WHAT IS EXPECTED: Print the material below exactly as it stands, please, from its first line to the line holding "type Point = [number, number];", with no pictures.

COLLECTED MATERIAL:
────────────────────────────────────────
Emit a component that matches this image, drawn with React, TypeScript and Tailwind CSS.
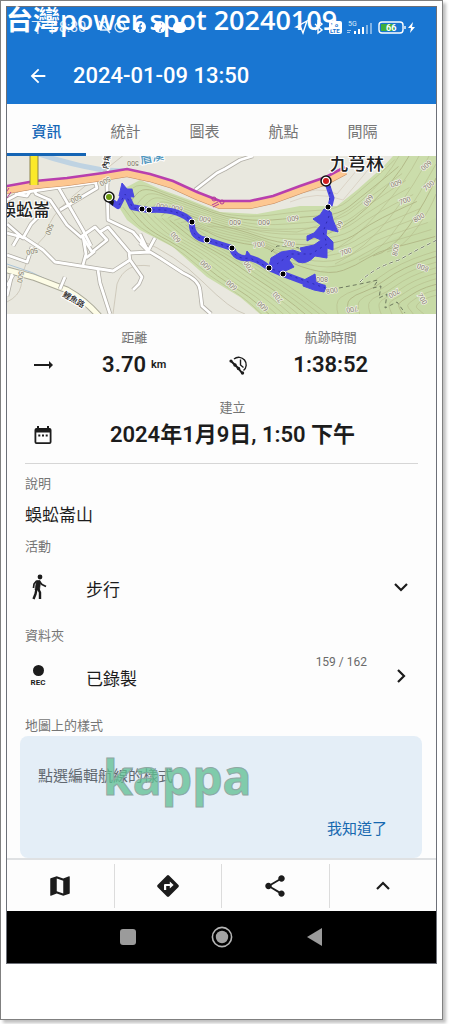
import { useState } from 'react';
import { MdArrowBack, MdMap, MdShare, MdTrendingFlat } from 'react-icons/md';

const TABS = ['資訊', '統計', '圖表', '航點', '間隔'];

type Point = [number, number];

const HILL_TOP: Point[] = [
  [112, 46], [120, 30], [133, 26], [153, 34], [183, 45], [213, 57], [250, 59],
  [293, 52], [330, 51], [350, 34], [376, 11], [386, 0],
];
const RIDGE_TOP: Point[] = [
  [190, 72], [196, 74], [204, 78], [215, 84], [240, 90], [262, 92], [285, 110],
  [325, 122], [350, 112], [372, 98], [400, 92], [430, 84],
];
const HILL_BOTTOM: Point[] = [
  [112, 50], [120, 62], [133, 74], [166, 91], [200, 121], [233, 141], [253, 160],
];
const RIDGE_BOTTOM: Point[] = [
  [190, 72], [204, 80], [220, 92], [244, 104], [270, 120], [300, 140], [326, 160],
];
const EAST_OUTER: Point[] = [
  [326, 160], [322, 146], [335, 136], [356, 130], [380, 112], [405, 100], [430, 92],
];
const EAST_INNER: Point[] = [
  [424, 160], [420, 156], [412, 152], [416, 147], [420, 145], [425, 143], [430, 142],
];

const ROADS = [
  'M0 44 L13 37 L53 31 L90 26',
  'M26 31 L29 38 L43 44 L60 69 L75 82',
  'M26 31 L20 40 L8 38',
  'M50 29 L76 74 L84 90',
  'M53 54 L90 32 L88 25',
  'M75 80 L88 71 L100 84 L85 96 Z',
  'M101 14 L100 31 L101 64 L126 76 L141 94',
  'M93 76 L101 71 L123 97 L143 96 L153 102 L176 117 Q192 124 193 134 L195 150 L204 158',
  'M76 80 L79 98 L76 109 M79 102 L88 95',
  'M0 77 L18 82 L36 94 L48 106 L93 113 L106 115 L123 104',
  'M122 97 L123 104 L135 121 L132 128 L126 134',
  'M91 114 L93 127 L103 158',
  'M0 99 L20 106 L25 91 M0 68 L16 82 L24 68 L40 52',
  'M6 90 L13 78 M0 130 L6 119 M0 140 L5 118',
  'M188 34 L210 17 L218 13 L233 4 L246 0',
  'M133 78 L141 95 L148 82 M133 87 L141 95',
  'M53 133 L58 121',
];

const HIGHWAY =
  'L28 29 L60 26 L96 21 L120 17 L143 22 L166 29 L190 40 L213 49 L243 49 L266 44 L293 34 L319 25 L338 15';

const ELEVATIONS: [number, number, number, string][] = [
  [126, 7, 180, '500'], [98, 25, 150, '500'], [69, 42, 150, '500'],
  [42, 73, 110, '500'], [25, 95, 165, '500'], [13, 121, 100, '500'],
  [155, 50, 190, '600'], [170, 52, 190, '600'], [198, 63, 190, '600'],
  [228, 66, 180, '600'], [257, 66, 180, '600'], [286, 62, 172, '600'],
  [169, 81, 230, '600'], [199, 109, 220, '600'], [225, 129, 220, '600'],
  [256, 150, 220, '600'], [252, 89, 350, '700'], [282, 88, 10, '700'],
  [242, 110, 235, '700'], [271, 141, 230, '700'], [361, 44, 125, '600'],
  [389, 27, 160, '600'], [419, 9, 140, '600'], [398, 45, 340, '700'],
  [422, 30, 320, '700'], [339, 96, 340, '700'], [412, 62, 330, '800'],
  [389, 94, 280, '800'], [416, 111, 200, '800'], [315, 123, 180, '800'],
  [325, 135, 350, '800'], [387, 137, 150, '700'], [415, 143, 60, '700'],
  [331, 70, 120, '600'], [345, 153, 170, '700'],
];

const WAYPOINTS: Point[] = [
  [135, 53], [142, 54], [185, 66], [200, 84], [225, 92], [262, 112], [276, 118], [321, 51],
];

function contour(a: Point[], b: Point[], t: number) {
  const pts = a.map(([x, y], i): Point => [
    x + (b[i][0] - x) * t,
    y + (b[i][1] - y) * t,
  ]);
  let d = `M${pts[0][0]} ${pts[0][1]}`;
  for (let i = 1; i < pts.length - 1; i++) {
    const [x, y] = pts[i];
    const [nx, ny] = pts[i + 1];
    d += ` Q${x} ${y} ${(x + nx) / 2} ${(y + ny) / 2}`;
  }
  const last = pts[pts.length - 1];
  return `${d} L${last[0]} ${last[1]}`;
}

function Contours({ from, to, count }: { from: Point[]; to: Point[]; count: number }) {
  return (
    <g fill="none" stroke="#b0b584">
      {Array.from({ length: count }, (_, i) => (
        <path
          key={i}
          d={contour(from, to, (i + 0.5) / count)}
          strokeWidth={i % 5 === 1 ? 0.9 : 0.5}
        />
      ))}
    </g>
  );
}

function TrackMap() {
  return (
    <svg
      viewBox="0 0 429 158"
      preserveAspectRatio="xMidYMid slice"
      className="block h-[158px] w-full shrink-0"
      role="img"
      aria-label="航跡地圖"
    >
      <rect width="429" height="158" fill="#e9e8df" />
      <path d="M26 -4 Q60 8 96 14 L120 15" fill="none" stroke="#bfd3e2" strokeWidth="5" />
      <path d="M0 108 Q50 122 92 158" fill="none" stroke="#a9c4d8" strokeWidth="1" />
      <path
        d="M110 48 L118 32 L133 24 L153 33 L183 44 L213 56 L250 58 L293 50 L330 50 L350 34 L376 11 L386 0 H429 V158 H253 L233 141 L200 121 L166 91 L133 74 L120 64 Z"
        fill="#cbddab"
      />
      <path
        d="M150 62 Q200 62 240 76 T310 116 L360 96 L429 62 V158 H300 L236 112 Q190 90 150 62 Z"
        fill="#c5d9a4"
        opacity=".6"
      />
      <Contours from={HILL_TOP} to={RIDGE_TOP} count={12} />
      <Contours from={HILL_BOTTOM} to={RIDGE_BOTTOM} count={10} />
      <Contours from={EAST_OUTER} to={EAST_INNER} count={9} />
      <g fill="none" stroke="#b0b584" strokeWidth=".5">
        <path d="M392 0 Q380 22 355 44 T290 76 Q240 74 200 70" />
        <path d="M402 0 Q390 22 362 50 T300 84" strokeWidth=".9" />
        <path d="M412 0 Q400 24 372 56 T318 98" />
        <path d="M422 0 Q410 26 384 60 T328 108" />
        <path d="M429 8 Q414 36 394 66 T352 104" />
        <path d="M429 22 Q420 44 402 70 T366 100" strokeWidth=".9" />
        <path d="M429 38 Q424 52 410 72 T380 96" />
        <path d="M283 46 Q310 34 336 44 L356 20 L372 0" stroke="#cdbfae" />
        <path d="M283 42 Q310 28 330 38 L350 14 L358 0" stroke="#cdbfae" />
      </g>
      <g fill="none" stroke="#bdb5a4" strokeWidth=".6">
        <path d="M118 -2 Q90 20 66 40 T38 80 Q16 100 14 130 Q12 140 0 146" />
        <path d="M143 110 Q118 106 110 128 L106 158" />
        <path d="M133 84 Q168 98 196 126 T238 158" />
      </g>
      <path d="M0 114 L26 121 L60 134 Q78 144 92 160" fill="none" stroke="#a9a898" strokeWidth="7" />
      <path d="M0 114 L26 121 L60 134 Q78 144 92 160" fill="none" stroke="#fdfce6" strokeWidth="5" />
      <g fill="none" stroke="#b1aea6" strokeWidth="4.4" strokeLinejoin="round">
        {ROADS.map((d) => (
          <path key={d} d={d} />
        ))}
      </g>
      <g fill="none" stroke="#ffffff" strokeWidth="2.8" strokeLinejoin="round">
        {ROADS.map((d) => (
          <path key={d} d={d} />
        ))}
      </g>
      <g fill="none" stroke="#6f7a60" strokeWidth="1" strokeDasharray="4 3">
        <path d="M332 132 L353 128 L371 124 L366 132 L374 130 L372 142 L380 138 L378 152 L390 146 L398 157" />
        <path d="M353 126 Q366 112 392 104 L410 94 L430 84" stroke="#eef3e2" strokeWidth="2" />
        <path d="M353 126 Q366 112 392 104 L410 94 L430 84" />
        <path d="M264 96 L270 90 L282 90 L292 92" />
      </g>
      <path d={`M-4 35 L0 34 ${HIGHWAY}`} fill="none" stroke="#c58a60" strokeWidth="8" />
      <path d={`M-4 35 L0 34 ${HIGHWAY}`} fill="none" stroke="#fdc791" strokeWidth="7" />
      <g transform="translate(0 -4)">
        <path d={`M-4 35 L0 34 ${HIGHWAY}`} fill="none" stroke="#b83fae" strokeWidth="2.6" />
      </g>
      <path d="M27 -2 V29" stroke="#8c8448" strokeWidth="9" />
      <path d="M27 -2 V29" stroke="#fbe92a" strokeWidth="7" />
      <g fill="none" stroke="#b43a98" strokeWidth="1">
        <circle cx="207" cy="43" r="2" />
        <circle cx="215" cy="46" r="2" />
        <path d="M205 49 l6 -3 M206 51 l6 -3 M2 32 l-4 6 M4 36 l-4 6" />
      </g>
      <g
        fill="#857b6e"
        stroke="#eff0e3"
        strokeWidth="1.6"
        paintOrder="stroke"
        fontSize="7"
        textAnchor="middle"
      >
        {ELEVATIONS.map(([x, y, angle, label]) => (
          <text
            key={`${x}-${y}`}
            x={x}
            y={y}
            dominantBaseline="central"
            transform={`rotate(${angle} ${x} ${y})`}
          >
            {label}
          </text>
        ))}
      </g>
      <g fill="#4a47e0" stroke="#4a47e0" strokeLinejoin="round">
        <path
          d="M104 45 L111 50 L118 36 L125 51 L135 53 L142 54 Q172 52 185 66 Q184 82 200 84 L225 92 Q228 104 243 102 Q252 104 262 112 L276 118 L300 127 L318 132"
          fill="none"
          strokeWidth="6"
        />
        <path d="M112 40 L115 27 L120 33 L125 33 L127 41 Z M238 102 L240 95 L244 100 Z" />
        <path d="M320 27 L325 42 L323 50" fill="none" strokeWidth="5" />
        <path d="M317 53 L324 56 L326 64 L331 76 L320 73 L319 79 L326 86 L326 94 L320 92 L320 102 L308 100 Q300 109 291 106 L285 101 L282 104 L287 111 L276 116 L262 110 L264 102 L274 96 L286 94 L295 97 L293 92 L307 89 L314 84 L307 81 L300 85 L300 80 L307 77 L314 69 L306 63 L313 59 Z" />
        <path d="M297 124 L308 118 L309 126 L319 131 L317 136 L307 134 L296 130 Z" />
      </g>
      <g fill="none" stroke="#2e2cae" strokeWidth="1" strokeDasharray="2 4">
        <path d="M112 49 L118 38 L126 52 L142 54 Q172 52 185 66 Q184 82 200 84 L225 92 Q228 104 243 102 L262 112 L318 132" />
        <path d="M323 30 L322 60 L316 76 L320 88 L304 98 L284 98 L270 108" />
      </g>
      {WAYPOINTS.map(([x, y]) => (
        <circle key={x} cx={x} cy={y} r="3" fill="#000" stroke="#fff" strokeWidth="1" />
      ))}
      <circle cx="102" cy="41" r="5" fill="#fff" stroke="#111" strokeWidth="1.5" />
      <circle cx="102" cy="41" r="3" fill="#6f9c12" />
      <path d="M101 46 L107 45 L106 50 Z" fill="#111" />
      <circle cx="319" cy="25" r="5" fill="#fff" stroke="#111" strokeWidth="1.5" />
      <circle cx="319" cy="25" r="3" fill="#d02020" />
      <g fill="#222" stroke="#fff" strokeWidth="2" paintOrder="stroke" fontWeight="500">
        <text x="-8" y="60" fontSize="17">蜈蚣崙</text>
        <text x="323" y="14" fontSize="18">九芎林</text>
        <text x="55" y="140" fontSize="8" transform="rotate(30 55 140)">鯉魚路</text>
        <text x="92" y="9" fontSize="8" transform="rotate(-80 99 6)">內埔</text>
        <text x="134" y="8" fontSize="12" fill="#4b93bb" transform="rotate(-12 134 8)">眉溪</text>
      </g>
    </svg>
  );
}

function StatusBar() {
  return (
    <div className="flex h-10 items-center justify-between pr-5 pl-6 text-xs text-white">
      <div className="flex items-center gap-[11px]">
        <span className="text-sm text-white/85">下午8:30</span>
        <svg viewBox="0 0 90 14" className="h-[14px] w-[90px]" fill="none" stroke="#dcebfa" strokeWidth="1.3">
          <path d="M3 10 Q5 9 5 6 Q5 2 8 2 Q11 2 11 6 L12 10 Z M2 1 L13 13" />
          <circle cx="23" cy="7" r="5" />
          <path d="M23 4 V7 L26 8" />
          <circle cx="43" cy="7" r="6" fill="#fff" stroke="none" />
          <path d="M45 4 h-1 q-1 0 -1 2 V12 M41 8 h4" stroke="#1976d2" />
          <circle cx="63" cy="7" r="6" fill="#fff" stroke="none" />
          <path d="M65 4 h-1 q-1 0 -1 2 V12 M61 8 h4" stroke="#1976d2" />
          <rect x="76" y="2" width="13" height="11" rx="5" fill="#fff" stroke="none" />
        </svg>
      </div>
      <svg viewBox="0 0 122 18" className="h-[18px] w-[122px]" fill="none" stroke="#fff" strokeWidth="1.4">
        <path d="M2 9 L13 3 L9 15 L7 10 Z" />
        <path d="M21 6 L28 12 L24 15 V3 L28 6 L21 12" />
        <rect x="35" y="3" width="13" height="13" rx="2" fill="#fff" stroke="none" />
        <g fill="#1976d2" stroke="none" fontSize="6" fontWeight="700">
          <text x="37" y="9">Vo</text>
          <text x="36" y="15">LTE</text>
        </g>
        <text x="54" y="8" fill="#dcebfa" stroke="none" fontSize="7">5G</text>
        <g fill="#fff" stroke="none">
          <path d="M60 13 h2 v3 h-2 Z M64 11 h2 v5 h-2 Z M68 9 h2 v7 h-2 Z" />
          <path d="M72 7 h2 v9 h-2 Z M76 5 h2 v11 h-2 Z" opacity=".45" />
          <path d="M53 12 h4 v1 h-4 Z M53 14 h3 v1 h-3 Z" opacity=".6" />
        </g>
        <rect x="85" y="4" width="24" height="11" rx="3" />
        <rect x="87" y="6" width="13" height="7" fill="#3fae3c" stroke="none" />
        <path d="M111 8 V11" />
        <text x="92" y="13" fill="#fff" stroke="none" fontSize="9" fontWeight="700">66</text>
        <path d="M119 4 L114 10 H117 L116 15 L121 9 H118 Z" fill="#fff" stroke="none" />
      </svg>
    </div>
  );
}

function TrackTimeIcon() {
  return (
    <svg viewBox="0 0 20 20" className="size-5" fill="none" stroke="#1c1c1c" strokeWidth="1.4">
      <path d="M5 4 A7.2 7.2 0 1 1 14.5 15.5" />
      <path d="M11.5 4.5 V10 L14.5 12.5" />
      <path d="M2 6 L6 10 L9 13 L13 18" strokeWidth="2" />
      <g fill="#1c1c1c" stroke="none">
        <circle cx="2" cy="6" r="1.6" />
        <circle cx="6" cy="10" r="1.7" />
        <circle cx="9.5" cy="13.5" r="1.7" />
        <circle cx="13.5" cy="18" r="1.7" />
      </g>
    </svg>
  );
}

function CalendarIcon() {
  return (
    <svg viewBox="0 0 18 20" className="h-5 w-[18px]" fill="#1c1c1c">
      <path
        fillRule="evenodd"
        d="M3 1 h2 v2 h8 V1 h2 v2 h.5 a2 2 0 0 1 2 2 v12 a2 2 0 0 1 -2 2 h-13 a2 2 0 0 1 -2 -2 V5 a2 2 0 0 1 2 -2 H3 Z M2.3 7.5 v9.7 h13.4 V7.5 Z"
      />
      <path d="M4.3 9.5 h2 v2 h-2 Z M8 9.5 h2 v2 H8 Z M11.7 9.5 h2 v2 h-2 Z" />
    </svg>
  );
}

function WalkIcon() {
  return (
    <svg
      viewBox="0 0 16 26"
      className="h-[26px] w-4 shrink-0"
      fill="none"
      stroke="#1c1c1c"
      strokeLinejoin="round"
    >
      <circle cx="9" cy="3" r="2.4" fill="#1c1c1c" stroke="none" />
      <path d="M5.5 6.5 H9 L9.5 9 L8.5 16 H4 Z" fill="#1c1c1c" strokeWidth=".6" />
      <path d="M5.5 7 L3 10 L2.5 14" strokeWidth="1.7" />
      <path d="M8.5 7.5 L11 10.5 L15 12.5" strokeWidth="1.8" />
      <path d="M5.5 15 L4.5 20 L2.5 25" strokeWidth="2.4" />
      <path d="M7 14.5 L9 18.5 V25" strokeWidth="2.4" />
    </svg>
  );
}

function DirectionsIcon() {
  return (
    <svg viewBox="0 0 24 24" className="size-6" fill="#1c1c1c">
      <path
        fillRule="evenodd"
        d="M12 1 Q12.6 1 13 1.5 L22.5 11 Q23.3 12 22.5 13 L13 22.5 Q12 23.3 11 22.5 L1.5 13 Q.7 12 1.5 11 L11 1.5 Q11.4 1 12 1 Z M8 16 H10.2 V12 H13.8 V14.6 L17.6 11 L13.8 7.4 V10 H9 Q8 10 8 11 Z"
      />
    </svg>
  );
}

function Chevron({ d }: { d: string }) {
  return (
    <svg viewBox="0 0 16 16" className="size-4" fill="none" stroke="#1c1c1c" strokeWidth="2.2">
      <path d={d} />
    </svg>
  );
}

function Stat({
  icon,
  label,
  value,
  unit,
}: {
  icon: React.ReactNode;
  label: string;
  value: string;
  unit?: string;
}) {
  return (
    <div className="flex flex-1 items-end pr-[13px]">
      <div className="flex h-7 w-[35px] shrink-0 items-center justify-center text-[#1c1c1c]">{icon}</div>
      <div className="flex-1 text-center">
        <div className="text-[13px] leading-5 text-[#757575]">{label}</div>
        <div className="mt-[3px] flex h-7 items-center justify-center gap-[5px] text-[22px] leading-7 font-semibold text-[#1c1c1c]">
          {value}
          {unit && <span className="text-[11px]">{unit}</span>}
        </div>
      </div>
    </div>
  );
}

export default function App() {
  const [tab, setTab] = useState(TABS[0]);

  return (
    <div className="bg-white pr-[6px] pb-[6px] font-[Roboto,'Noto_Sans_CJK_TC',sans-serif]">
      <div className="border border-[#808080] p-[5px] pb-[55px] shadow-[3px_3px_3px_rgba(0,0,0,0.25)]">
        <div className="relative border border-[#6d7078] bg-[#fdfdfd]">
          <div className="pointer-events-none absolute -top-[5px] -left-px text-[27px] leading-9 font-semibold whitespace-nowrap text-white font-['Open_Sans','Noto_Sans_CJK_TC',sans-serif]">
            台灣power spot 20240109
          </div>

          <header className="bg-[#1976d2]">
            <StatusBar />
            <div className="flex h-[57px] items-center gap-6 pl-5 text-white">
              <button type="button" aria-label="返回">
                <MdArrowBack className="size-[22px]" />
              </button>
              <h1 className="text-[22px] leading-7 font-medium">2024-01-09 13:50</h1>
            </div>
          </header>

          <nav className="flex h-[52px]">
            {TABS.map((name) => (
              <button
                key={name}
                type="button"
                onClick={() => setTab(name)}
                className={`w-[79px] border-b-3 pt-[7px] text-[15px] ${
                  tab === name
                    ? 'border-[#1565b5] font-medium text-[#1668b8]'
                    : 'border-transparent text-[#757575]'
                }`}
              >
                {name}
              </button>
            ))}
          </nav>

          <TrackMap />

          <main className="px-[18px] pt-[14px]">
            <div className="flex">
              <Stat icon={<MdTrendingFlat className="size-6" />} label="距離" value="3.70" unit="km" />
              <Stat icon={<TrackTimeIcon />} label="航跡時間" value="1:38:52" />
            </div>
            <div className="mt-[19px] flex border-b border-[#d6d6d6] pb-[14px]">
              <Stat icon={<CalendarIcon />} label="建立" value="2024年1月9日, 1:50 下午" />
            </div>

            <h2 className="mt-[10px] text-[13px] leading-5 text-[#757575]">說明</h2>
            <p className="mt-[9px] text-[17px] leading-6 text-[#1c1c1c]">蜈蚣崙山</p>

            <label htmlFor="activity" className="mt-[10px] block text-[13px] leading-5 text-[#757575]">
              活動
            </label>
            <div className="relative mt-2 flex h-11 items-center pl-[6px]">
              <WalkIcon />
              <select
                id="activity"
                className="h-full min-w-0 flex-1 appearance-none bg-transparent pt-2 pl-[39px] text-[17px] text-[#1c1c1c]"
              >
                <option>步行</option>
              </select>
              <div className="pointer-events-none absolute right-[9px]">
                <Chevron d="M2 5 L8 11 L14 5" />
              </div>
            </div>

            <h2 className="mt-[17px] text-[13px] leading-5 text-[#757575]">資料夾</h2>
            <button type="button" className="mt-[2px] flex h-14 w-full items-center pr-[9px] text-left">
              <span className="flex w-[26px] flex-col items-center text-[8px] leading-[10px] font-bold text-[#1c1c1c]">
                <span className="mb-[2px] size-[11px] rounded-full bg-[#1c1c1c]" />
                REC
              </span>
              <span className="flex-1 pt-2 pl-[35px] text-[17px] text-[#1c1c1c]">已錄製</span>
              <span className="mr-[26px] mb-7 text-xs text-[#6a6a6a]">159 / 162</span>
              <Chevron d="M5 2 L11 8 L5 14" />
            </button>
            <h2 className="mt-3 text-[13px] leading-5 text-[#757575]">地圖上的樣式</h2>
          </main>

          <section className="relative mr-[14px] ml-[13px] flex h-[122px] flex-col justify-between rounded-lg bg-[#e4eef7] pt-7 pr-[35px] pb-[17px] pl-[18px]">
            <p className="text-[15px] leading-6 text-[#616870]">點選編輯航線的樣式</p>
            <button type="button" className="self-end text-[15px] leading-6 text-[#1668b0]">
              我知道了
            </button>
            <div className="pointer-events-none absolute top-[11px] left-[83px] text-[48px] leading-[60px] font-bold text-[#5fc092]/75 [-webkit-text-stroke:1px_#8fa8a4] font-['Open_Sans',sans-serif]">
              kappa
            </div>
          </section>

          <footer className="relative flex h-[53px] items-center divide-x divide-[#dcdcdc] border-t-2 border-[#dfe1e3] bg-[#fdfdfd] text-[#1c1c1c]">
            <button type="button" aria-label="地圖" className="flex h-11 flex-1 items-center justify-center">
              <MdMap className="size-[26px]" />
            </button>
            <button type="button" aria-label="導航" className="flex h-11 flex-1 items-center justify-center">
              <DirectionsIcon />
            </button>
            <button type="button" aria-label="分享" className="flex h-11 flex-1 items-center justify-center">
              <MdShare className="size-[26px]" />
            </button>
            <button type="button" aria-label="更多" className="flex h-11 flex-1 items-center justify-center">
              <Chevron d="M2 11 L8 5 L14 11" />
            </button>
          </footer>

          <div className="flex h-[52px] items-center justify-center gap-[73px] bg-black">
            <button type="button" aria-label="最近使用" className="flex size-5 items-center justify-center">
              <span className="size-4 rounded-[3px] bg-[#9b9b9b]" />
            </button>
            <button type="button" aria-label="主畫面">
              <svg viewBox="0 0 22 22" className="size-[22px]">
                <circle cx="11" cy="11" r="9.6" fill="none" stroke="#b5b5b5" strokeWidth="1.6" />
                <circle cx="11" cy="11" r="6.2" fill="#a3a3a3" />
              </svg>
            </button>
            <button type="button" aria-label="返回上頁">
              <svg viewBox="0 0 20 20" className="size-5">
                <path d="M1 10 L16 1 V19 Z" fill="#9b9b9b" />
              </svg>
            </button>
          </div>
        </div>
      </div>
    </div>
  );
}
────────────────────────────────────────
SOLUTION:
Emit a component that matches this image, drawn with React, TypeScript and Tailwind CSS.
import { useState } from 'react';
import { MdArrowBack, MdMap, MdShare, MdTrendingFlat } from 'react-icons/md';

const TABS = ['資訊', '統計', '圖表', '航點', '間隔'];

type Point = [number, number];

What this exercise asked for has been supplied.